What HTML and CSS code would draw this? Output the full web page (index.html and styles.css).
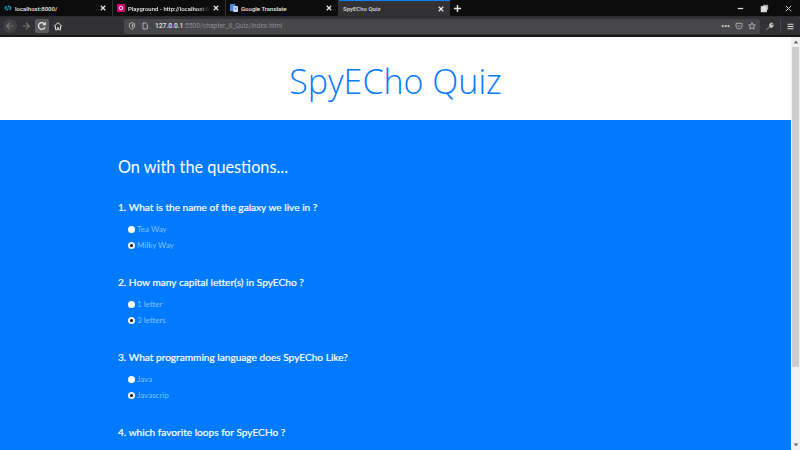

--

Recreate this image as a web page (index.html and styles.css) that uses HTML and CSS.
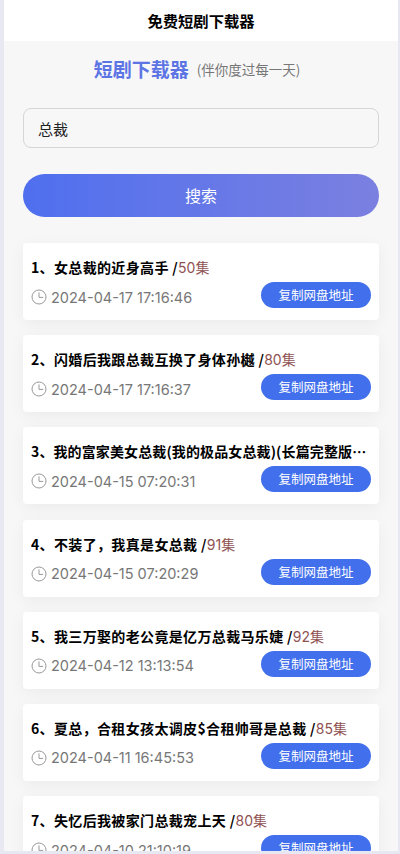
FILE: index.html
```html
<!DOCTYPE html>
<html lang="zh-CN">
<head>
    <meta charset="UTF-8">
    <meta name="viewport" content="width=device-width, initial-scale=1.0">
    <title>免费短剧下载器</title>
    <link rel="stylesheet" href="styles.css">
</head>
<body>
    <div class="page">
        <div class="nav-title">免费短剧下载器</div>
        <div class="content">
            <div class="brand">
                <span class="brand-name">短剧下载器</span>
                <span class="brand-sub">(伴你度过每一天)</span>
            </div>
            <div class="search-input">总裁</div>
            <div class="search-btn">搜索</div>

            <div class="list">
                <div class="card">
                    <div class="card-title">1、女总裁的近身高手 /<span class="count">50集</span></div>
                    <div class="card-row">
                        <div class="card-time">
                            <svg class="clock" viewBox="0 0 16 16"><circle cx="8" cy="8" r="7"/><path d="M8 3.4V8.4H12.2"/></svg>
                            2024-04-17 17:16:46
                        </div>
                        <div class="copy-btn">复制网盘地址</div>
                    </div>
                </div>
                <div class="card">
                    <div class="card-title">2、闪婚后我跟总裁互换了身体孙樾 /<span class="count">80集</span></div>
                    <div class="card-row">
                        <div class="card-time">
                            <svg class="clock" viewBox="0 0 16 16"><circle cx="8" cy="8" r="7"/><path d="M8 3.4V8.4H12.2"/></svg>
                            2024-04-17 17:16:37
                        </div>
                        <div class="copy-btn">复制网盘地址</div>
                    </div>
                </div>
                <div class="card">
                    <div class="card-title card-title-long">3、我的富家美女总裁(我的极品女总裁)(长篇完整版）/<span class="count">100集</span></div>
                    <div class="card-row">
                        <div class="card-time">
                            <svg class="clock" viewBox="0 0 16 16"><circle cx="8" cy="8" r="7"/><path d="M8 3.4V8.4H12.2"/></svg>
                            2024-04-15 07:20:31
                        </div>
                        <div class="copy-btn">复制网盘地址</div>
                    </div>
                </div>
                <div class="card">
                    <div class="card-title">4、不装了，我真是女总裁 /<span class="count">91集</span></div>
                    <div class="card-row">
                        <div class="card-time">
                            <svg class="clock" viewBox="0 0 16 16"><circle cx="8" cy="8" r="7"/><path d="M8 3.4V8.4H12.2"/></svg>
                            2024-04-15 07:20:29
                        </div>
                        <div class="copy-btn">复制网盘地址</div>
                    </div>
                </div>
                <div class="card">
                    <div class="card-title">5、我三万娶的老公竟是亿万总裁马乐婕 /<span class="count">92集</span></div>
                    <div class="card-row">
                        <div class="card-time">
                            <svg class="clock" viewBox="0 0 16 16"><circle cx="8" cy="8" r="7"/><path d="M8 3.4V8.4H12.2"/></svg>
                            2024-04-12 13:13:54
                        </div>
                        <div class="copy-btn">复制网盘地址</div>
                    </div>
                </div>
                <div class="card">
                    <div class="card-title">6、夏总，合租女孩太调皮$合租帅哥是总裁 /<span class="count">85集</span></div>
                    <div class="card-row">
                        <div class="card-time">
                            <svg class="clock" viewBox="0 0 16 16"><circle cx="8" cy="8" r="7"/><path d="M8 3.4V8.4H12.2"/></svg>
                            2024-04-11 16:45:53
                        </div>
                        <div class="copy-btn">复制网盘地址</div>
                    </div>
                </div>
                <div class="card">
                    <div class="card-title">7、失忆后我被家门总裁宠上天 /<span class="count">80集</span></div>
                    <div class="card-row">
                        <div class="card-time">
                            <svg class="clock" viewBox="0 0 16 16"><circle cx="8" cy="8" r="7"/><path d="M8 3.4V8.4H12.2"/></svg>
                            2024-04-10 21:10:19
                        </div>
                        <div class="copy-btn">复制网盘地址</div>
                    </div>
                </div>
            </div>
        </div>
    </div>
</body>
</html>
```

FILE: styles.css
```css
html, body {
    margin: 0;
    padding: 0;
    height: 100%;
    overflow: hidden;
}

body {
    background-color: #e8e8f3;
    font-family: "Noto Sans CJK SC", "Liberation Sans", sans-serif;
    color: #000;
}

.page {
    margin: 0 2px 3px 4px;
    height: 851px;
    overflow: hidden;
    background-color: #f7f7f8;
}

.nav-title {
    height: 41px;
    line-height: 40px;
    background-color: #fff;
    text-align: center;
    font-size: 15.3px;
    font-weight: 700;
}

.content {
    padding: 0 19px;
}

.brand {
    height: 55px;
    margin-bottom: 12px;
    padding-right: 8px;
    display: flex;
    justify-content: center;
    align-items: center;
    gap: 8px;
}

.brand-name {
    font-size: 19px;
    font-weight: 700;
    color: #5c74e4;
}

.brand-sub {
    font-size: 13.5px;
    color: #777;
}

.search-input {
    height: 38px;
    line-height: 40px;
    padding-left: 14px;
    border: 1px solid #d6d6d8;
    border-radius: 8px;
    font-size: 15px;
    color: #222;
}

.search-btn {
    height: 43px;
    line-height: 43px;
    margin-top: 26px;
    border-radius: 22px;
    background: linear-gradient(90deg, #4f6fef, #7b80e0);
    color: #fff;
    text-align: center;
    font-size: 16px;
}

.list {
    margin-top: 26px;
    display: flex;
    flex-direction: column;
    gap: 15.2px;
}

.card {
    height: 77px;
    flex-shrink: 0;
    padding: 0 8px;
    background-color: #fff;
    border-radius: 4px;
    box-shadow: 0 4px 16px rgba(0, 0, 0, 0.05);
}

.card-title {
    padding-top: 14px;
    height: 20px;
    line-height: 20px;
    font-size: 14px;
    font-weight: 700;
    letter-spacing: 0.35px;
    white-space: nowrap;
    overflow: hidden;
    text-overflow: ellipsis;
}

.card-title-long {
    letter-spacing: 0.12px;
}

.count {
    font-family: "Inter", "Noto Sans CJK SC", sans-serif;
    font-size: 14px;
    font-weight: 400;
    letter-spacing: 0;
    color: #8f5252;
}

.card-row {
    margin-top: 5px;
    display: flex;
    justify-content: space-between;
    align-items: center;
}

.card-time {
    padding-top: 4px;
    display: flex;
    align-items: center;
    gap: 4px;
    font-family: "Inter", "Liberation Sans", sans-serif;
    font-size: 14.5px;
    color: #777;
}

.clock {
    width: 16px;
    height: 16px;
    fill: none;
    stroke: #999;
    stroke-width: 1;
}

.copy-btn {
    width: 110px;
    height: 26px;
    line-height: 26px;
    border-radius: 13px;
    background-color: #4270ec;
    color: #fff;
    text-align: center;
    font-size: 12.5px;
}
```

---

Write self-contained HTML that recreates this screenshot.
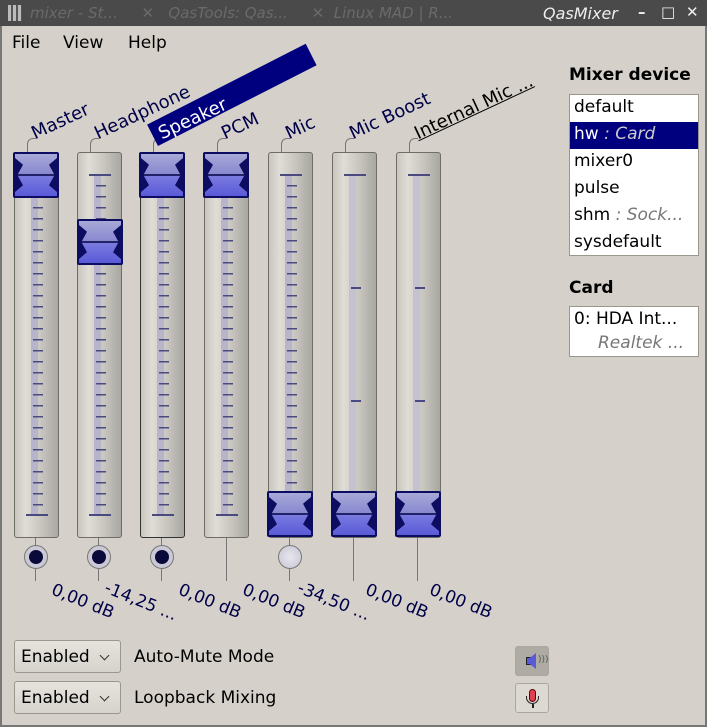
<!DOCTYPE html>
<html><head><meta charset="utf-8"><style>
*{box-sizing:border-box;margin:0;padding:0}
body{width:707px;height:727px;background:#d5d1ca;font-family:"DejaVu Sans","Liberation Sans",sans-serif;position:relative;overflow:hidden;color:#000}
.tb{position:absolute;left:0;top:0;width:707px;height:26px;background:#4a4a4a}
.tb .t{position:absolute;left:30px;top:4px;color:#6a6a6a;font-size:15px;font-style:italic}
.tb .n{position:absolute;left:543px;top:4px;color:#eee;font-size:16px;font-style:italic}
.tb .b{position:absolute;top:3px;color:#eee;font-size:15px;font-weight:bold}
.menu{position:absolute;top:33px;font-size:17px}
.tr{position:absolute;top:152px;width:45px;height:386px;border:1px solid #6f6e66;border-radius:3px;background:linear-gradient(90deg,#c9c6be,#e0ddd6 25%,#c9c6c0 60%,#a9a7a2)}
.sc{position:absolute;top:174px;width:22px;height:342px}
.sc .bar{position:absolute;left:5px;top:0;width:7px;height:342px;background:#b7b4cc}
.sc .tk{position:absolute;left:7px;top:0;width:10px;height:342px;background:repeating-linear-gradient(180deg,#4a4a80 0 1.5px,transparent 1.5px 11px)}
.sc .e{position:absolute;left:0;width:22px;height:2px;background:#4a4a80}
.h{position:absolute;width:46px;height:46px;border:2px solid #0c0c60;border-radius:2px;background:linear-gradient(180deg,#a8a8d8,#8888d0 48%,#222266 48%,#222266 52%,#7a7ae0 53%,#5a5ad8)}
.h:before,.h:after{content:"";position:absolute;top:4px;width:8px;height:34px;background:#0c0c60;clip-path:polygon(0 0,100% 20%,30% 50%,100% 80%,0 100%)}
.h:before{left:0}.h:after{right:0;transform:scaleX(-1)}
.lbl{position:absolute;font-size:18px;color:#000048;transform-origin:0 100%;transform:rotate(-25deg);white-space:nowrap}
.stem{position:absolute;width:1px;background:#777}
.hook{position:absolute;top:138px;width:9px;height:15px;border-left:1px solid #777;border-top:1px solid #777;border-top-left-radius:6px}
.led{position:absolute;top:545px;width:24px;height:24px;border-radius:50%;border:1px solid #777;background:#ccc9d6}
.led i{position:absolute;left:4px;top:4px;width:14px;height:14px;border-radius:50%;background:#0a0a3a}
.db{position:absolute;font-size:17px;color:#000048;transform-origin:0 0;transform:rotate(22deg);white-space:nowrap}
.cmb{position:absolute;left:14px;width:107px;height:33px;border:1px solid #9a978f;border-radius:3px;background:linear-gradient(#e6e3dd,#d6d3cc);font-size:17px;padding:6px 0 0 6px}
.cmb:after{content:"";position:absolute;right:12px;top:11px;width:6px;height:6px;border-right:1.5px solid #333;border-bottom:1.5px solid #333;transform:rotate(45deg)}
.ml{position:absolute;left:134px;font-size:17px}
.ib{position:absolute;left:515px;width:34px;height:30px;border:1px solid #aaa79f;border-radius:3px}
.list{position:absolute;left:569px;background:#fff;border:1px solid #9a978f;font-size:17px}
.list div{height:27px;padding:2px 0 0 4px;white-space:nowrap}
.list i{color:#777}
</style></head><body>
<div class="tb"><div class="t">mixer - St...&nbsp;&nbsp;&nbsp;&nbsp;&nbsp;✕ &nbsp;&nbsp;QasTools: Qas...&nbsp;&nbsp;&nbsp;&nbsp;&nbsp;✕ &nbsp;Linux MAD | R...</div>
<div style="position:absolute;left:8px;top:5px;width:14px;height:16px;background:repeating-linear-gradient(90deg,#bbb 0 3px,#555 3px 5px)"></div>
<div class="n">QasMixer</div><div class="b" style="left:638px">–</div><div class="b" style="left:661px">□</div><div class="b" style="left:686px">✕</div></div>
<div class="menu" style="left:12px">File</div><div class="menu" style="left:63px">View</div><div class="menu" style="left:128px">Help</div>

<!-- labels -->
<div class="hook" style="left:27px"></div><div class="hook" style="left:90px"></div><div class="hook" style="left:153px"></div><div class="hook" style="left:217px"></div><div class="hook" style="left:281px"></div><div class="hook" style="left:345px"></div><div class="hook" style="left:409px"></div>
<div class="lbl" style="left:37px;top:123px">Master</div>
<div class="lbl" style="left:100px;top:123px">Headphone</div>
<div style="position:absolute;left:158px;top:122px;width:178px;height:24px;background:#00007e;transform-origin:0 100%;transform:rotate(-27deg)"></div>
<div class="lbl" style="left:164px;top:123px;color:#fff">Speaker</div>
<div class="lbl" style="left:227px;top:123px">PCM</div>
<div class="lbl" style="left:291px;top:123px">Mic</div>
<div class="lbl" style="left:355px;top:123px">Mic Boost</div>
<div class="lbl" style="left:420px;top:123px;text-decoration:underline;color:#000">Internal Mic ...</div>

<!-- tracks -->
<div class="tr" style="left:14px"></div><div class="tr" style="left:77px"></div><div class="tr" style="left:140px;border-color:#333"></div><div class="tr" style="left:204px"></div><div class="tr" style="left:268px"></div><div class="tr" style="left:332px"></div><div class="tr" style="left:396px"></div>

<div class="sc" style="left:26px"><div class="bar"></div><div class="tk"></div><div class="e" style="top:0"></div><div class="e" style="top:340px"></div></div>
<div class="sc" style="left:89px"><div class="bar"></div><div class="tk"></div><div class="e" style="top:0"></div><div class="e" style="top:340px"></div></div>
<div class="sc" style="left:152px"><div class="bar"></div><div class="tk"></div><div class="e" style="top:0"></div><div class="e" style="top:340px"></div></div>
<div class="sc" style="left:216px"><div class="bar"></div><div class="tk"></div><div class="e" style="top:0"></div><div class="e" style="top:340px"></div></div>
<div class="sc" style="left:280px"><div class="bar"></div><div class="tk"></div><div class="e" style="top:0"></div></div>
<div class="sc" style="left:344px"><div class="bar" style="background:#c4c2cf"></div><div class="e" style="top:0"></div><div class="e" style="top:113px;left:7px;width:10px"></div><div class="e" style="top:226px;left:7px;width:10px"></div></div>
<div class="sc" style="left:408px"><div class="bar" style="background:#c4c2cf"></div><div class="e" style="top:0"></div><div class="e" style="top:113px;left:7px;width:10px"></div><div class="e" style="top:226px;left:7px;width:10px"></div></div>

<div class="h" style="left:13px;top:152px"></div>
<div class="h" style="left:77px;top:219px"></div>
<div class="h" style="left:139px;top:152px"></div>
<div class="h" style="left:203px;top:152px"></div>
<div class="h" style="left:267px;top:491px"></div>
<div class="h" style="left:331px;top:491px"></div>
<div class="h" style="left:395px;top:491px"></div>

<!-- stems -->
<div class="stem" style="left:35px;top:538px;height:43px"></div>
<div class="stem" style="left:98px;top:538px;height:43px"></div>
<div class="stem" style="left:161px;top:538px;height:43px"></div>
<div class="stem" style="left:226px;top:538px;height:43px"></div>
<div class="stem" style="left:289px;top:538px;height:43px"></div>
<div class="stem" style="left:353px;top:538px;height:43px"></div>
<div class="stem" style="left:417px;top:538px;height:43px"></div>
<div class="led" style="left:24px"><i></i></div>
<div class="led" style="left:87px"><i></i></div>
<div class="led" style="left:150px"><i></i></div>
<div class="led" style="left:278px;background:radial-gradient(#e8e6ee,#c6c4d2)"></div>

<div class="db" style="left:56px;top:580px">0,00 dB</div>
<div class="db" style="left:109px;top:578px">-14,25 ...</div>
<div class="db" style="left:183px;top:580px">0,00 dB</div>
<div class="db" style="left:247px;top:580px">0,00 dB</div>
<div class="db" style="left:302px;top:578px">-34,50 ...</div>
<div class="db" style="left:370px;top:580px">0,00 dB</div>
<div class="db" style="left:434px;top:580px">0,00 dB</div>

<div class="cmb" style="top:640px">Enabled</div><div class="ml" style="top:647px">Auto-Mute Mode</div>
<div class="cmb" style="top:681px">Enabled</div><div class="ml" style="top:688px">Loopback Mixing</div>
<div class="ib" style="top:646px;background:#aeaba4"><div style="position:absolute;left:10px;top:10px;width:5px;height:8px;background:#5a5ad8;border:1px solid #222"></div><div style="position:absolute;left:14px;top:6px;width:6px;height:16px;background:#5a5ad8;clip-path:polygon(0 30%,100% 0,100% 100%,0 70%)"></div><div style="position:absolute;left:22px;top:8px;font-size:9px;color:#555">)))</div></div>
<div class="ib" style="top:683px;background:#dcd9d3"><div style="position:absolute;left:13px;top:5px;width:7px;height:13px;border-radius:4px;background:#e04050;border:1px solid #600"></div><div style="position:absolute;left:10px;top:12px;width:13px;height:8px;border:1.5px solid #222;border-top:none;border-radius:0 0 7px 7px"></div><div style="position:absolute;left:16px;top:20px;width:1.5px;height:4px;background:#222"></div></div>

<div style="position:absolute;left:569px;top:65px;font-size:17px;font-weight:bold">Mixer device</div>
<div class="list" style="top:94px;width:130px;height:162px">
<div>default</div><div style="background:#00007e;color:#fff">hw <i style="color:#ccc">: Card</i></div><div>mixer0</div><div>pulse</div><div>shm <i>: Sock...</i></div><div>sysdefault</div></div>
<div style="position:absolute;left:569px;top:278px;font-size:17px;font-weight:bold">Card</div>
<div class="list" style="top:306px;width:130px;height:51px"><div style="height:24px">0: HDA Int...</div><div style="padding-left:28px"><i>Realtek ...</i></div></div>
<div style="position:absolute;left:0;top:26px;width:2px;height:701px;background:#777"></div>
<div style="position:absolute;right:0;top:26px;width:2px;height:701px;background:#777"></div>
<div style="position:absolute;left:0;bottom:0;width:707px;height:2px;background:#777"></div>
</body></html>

◆ **Task directions**: Copy each line above containing the string "that".

◆ **Task answer**:
Recreate this image as a web page (index.html and styles.css) that uses HTML and CSS.
Write self-contained HTML that recreates this screenshot.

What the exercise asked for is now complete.